Last week, the U.S. college admissions scandal that tarnished the reputation of the country’s most elite colleges culminated in a vote that significantly changes how schools are able to recruit students. It was the 2019 National Association for College Admission Counseling (NACAC) National Conference, and in many ways, it represented the end of an era for college admissions.
The conference, which saw people representing around 1,700 national colleges and universities gather to deliberate on issuing relating to college admissions, garnered much attention in the lead-up. After a year fraught with scandal, following an FBI sting that revealed wealthy parents are buying their children a place in top universities across the U.S., the media and the public were eager to know of the outcome of the annual conference and whether any meaningful changes would be made to eliminate the possibility of the country’s most privileged families guaranteeing their children a spot at college moving forward.

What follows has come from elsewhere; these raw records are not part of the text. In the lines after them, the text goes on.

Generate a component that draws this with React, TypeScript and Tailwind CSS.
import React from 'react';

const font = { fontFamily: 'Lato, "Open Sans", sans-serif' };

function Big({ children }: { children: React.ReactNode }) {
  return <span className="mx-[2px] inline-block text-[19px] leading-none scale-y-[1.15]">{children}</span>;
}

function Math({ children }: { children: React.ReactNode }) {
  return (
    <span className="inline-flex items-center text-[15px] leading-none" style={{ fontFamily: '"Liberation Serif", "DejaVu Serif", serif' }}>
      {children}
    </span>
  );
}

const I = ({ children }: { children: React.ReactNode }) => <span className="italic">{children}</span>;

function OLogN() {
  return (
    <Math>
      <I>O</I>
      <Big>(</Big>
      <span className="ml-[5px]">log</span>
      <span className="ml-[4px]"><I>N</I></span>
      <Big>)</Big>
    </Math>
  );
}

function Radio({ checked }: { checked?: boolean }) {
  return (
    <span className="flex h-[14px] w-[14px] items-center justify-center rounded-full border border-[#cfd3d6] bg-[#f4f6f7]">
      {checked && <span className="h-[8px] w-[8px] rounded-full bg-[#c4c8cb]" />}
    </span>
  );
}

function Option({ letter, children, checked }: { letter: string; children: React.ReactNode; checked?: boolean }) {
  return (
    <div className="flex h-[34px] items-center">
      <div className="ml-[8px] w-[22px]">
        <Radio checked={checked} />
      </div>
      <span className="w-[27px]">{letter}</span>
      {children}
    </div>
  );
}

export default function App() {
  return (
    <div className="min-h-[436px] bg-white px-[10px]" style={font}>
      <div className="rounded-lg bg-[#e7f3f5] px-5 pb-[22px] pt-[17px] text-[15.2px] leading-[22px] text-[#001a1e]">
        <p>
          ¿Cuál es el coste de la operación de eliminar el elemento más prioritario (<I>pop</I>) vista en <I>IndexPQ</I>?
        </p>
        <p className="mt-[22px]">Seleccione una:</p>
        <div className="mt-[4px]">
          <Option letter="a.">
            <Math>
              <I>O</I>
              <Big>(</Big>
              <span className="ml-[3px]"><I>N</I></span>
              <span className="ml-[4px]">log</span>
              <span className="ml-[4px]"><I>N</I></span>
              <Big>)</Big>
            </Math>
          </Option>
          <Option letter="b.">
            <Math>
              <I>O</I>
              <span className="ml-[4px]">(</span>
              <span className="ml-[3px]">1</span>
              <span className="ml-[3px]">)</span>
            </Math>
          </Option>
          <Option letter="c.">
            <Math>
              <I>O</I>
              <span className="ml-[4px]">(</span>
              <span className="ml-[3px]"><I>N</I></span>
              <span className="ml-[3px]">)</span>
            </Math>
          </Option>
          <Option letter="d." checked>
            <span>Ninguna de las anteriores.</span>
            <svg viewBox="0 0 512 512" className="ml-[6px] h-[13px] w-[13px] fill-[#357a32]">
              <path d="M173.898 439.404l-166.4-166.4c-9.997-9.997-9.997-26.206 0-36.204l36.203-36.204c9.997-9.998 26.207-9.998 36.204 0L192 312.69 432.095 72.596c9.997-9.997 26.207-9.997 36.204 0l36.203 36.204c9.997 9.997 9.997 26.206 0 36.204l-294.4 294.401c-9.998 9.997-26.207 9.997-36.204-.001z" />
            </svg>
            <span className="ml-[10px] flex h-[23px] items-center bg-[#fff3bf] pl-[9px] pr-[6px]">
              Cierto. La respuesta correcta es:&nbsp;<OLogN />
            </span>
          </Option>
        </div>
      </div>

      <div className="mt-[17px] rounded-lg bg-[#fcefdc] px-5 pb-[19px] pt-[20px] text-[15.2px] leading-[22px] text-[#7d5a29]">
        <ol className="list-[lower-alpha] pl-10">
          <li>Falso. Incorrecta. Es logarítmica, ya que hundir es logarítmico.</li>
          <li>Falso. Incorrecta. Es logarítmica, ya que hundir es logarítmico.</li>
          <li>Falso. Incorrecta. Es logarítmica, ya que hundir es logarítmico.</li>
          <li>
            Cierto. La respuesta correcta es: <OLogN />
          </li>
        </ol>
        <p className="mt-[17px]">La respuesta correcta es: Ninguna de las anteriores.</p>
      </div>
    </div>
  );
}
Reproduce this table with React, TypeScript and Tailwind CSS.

The scandal saw dozens of people, including well-known celebrities, college coaches, and one university administrator, charged by federal prosecutors for their alleged roles in a wide-ranging admissions-bribery scheme involving Yale, Stanford, and six other elite college institutions. A total of $5.9 million was allegedly paid, either directly or indirectly to college employees, by privileged, wealthy parents seeking to help their children get to college. But not just any college: the country’s best. The scheme was an elaborate and well thought out one: it involved a company known as “The Key” that illegally secured the admission of clients’ children to some of the U.S.’s most elite universities, by bribing officials at college-entrance examination companies to allow third parties to take the students’ tests for them. It also in some cases bribed college coaches to tell admissions that the applicant was a gifted athlete – even if they didn’t play sport – recommending they be given preferential treatment due to the potential success they could one day bring to the college through sport. The parents simply needed to hand over large sums of money over a number of years to those working within ‘the ring’ via a third party. The scandal was unsettling, uncomfortable and well-publicised, especially considering it involved some of the most well-known Hollywood actresses of today, including Desperate Housewives star Lori Loughlin.
The bribery scandal inevitably led to wider discussions about just how fair the college admissions process is and whether there is a better way of doing things. Beyond the recently exposed bribery scheme, much of what goes on in college admissions many not be illegal, but it is immoral. In what ways do donations made out to colleges differ from bribery? Is it because they are transparent? Recorded? Permitted? In 2017, it was widely reported that applicants whose families make a sizeable donation to America’s top colleges are put onto a “VIP applicant” watch list. On their file, beside their name, is a note simply saying “$500k. Must be on WL (wait list)”.
Legacy preferences aren’t much better. Having a parent who previously attended boosts the admissions chances of the children of alumni. Apparently, the acceptance rate for legacy applicants at Harvard, Yale, Princeton, Georgetown and Stanford is two to three times higher than the general admission rate. In fact. One Princeton study found that being a legacy applicant has the same impact as adding 160 SAT points to a student’s application.
In the wake of this year’s bribery scandal, as well as increasingly reported inconsistencies in the admissions process, the American public has become increasingly hostile toward higher education and its admissions processes.
Last week’s conference certainly attacked the college admissions process, but the most meaningful change to have resulted from the conference was the removal of a handful of rules from NACAC’s Code of Ethics and Professional Practices. The new rules restrict the ability to offer early-decision incentives, recruit first-year undergraduates and recruit transfer students. Those working in admissions believe that the ruling out of early-decision incentives is a step in the wrong direction, and that those incentives make it easier for students embarking on a whole new journey to prepare themselves for the changes ahead. Having a firm date by which they will know if they have been accepted into a college makes it easier, not harder.
“My college counseling friends are very nervous about the fact that although the public believes this may give young people more choice, the reality of the matter is young people also need structure, and they really function well under some of these guidelines,” said Angel Pérez, vice president for enrollment at Connecticut’s Trinity College. “We’re a little nervous about what this actually will mean for students and the public.”